Petro and Maduro strengthen their alliance and activate trade agreement between the two regimes
Nicolás Maduro and Gustavo Petro are seeking to reactivate a trade agreement that reached 7.2 billion dollars a year in 2008 but plummeted to 400 million dollars after the break in relations.
Venezuelan dictator Nicolas Maduro and Colombian President Gustavo Petro on Thursday reactivated a trade agreement signed by the two countries in 2011, which had been frozen for four years due to the breakdown of bilateral relations over political tensions.
Maduro said he was committed to a common “economic zone” with special conditions for trade, after signing with Petro the protocol that relaunches the agreement.
“This agreement creates the basis for us to take steps in that direction,” said the Venezuelan president during an event held at the Atanasio Girardot border bridge, which links the towns of Ureña (Táchira state, Venezuela) and Cúcuta (Norte de Santander department, Colombia). “Fresh winds are blowing here,” he continued.
“We have to fill these bridges with trade, remove any barriers that may exist,” Petro said.
The leaders, in the mutual strategy of becoming preferential partners from a political point of view, had their fourth face-to-face meeting during an event with music and typical dances, seated on either side of a white line marking the border.
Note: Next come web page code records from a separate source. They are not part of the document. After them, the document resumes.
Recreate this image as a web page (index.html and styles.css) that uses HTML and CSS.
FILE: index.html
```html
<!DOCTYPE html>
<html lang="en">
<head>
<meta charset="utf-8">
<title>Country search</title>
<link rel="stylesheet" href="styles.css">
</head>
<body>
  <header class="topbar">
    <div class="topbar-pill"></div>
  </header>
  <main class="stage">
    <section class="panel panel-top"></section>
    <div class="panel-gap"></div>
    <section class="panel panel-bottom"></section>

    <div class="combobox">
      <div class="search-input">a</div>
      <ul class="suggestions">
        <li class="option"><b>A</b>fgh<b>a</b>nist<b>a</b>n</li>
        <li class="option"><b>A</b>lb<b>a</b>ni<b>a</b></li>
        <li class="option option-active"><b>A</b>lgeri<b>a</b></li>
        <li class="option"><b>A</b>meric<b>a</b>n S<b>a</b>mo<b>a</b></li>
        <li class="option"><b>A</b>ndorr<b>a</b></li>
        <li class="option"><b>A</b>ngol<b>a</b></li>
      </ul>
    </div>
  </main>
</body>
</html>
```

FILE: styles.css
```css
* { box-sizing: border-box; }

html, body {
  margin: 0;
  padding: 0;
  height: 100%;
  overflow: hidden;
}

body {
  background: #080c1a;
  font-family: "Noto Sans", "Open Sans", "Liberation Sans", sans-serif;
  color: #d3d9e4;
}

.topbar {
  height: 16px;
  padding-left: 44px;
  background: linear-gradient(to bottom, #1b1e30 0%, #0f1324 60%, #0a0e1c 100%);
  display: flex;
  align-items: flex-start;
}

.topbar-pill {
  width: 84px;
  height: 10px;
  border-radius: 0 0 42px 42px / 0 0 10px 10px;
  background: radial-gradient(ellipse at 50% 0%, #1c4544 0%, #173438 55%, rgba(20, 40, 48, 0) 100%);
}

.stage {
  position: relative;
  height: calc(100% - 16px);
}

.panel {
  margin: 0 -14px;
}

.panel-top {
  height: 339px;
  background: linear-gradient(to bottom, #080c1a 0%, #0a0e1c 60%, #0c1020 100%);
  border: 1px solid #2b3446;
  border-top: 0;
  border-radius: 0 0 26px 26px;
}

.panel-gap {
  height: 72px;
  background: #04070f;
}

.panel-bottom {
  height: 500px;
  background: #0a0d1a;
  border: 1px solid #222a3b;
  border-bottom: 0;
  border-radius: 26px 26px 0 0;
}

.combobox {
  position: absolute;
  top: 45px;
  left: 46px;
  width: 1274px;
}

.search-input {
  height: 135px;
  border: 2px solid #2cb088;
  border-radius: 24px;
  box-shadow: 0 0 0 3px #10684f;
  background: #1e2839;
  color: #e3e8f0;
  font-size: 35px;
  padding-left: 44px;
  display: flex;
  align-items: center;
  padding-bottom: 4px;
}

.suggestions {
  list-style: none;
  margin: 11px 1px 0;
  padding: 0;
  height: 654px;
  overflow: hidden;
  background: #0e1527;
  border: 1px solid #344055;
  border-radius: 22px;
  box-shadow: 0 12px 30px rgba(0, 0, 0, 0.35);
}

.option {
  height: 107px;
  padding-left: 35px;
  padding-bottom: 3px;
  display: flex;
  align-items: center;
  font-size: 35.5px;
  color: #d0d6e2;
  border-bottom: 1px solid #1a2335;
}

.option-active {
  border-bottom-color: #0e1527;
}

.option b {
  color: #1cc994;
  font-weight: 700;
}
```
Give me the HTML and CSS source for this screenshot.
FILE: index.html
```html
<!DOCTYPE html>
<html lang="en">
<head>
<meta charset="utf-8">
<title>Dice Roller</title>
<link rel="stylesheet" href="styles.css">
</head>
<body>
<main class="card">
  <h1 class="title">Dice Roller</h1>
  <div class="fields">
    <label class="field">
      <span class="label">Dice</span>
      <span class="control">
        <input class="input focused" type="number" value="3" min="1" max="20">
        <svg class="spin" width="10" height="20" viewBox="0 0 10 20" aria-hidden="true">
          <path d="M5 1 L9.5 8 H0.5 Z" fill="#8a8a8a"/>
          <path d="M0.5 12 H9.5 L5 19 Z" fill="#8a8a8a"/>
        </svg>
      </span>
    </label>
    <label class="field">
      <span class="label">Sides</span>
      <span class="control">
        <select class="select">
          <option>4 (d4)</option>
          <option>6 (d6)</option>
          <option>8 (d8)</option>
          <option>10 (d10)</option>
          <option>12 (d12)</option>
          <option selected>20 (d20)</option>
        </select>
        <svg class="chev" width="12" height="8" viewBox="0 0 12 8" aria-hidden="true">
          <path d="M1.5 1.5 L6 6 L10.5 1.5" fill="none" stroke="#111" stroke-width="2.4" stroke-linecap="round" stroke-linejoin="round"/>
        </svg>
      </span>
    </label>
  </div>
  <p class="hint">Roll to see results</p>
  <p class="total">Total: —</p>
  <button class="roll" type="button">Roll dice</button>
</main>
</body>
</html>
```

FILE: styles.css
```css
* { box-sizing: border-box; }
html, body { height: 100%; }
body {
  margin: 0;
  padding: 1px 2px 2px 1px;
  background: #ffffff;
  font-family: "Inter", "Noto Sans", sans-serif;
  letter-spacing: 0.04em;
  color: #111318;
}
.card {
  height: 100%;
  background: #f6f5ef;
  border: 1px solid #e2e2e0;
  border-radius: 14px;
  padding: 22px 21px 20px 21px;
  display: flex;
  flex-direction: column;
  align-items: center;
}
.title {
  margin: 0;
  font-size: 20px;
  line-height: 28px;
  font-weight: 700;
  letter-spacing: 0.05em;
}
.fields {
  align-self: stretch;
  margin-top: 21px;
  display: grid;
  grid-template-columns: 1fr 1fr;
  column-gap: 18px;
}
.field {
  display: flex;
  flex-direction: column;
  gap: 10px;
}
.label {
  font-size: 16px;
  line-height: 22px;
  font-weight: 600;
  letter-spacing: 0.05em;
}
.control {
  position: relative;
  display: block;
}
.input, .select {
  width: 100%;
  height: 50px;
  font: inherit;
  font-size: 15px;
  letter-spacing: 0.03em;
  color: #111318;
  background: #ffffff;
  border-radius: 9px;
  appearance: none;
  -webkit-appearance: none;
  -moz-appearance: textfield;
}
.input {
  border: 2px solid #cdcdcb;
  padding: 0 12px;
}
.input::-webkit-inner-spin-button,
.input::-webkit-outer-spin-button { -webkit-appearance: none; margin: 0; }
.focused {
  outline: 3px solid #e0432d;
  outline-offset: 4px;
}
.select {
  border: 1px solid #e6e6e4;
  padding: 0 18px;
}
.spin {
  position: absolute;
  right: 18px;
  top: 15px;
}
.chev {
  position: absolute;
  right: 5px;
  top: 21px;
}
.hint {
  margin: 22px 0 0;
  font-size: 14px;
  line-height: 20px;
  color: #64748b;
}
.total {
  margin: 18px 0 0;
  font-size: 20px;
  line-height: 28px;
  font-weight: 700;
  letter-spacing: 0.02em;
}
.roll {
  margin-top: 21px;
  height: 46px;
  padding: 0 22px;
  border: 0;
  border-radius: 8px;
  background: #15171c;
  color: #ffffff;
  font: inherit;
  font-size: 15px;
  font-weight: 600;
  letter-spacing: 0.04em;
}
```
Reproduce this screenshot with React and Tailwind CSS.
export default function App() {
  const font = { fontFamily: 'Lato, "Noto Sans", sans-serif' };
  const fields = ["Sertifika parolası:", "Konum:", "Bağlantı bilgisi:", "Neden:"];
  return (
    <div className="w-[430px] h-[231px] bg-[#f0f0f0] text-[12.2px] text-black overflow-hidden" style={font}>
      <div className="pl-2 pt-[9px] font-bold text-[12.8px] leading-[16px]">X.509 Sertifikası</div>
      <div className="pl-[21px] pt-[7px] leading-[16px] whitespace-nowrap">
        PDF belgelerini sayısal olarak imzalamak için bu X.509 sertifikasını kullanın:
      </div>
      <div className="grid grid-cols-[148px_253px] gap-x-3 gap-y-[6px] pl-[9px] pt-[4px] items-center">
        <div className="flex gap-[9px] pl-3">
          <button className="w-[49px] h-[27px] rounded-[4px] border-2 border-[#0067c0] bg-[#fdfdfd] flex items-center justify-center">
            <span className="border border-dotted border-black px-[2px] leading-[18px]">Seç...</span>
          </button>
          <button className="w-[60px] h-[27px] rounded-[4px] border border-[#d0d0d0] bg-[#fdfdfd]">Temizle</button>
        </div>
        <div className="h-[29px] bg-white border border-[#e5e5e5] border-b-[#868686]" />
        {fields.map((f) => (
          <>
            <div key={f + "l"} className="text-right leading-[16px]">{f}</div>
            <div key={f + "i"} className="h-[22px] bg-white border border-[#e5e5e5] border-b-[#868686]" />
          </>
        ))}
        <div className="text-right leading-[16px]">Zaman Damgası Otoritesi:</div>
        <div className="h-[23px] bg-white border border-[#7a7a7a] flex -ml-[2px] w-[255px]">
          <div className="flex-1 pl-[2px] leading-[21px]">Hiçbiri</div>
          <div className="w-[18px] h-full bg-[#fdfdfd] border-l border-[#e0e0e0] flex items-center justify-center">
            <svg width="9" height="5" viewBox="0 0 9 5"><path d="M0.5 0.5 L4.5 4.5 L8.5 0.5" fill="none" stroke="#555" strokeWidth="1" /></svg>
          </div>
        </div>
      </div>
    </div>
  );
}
Venezuela and Colombia resumed diplomatic relations after ultra-leftist Gustavo Petro came to power in August, promising to “normalise” the 2,200km common borderline, battered by armed groups and smuggling. They had broken down in 2019, when Iván Duque’s government recognised opposition leader Juan Guaidó as Venezuela’s “president in charge” following the fraudulent re-election of Nicolás Maduro.
The agreement signed in 2011, following the decision of the late former president Hugo Chávez (1999-2013) to remove Venezuela from the Andean Community (CAN), established tariff preferences and criteria for the control of products to be traded. It came into force in 2012.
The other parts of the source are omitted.